What is expected - Take the lines of the data below from the very first through the line containing "import React from" and output them exactly, pictures excluded.

Supplied records -
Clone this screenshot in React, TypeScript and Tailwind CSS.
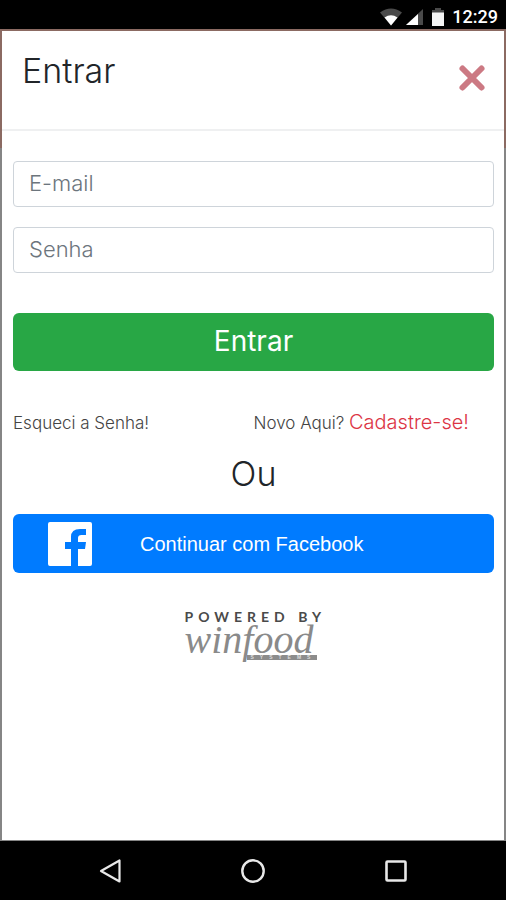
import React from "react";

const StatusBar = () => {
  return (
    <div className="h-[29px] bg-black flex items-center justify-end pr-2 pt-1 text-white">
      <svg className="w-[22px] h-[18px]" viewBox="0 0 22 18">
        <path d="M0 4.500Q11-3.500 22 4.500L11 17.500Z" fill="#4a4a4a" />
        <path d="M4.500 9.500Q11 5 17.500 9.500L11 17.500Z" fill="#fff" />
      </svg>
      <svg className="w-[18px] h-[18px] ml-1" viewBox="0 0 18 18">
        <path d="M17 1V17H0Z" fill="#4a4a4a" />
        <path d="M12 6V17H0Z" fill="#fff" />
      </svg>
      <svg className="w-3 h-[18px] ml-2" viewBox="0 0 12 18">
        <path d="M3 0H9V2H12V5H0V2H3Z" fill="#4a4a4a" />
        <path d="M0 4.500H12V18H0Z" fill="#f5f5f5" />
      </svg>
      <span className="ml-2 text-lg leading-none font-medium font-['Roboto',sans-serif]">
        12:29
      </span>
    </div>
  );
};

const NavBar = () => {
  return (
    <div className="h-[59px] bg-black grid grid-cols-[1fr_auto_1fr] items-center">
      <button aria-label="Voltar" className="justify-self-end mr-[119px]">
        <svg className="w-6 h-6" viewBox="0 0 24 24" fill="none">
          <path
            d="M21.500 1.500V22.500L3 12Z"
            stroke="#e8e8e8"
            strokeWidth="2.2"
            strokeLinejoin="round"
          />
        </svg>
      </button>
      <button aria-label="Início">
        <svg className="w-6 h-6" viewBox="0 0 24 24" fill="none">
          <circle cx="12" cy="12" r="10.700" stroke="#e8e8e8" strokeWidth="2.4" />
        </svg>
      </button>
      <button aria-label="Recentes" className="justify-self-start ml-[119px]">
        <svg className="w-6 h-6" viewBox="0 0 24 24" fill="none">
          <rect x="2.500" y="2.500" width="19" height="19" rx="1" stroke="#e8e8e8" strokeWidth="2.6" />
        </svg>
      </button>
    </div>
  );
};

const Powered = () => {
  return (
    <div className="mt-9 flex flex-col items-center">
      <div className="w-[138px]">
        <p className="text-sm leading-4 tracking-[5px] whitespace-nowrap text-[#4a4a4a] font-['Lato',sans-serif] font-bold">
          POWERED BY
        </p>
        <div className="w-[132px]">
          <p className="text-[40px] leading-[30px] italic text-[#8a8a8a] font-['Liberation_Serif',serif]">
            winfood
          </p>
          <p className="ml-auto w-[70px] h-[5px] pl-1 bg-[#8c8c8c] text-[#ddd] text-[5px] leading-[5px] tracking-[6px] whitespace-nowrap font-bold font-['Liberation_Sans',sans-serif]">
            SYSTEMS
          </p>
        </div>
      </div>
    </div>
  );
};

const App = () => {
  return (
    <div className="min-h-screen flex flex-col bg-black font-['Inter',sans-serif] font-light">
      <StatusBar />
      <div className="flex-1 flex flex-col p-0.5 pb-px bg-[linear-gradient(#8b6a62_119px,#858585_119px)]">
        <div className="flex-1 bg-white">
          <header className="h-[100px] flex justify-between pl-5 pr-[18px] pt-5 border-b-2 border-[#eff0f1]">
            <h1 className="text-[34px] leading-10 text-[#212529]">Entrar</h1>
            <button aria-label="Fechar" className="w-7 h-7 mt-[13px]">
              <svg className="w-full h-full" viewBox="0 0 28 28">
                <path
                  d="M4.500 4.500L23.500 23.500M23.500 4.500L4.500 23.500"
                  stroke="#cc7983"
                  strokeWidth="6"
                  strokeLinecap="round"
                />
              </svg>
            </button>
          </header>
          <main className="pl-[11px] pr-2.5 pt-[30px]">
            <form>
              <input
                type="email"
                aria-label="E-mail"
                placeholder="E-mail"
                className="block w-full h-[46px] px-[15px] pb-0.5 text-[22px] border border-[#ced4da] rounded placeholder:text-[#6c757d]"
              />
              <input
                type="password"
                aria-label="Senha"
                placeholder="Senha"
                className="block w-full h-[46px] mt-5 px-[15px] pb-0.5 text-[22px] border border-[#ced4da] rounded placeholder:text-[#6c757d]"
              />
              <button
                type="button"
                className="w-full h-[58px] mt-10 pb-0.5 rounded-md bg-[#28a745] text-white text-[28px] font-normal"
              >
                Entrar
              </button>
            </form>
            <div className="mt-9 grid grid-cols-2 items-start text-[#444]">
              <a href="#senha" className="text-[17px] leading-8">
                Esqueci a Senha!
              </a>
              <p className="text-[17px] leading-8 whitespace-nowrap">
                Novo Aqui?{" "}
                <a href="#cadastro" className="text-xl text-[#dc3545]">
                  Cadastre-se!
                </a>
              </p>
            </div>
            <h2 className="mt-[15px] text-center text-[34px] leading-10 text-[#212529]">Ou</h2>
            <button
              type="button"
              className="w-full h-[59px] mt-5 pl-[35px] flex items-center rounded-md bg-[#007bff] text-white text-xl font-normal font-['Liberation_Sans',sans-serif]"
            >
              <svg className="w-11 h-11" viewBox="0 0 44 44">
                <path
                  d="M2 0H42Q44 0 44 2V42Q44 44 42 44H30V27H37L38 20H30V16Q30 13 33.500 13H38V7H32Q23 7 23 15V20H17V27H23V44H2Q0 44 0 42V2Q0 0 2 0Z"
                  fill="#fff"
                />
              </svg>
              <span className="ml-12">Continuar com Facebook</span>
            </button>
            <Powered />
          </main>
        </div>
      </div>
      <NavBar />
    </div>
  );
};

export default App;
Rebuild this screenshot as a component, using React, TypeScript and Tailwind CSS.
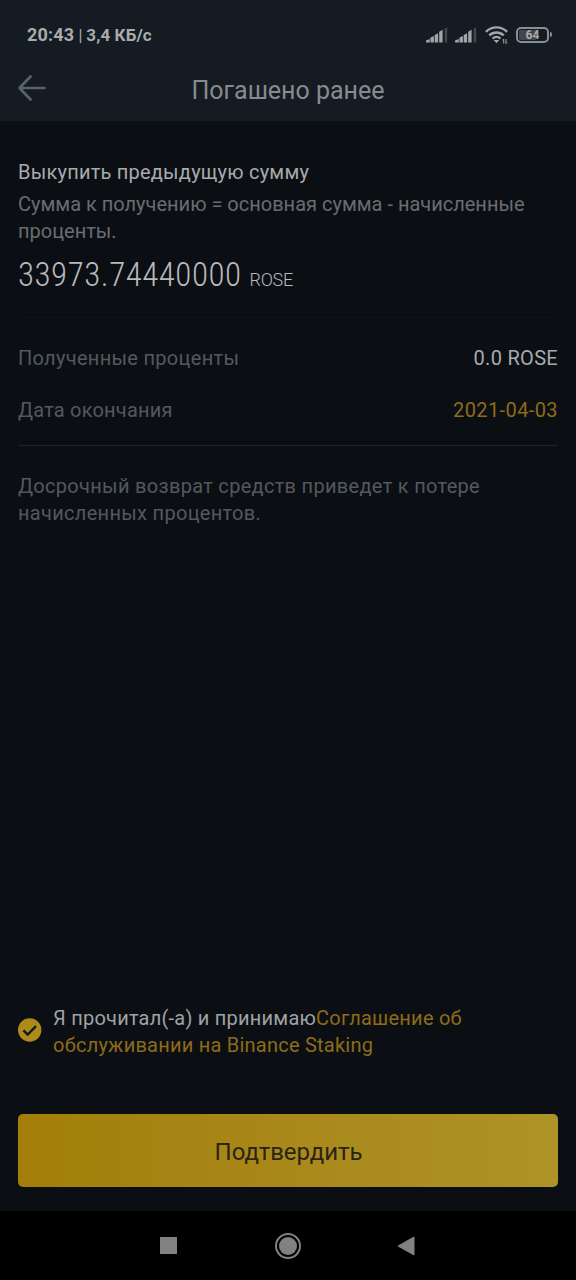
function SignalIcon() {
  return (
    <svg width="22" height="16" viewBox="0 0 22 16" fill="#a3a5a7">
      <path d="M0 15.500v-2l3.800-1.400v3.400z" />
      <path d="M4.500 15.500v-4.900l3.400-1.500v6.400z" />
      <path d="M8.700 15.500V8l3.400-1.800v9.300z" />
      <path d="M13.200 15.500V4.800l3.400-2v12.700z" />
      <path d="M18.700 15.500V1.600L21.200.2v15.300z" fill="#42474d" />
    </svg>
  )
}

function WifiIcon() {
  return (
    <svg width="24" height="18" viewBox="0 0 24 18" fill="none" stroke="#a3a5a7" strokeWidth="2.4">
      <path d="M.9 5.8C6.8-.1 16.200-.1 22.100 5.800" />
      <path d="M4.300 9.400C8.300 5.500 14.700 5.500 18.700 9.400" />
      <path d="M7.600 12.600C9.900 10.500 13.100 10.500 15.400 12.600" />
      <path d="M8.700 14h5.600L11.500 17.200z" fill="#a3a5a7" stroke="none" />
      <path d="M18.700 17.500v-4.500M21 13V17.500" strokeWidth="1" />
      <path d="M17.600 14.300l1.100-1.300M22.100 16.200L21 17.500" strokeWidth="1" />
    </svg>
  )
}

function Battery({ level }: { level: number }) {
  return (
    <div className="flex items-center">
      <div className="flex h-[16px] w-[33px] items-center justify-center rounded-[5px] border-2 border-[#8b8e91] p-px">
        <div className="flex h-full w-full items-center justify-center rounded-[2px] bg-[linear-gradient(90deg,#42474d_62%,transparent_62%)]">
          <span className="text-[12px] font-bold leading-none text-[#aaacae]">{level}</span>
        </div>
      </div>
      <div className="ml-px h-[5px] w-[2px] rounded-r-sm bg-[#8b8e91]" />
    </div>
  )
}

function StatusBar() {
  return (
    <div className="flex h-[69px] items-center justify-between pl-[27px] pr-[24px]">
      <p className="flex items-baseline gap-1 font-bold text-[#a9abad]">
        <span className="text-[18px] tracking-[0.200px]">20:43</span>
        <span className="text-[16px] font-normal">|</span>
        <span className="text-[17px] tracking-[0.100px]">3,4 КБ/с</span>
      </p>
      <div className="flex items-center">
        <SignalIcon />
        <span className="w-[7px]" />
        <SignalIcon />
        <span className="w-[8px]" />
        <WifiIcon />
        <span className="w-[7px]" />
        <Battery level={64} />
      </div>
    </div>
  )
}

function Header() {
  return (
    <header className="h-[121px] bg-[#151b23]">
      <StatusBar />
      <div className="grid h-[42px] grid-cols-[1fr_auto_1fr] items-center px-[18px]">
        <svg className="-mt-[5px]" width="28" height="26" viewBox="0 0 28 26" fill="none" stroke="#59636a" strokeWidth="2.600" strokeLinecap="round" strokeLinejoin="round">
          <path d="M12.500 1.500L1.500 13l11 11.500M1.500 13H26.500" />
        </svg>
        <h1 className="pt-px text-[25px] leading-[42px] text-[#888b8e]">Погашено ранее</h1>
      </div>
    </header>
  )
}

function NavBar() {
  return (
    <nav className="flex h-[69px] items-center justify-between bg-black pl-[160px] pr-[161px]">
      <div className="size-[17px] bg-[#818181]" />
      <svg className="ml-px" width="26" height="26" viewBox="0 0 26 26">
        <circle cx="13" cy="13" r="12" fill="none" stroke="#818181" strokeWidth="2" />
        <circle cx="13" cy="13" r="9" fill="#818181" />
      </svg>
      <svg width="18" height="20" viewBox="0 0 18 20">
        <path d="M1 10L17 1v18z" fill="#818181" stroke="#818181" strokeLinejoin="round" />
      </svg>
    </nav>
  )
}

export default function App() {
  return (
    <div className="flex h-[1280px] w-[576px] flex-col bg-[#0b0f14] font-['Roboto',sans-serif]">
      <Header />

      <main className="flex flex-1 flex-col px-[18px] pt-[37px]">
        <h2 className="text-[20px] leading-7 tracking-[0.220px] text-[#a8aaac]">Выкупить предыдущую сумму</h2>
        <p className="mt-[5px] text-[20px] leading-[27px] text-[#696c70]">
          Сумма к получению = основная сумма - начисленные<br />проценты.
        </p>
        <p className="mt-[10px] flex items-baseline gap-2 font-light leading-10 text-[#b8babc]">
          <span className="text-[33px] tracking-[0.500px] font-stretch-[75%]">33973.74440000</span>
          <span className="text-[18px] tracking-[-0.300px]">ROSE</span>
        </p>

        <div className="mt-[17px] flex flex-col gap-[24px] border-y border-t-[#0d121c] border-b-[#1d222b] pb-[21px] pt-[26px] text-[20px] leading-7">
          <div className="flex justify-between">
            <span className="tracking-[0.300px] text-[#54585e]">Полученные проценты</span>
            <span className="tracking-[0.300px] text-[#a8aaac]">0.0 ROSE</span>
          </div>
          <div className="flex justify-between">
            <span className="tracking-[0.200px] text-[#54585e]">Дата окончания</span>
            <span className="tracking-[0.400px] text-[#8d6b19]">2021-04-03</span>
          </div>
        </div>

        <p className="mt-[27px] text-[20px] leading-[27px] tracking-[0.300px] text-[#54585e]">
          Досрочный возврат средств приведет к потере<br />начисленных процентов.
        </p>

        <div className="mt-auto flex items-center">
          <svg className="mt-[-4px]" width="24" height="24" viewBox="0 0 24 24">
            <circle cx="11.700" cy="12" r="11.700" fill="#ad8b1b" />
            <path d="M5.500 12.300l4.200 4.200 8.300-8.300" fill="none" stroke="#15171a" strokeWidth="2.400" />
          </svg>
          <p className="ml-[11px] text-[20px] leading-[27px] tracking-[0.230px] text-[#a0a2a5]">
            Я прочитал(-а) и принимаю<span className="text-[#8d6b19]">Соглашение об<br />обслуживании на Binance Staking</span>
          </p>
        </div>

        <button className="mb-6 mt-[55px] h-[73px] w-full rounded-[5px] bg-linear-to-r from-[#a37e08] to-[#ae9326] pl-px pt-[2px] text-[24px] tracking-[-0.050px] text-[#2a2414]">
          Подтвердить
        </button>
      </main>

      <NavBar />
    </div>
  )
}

Expected answer -
Clone this screenshot in React, TypeScript and Tailwind CSS.
import React from "react";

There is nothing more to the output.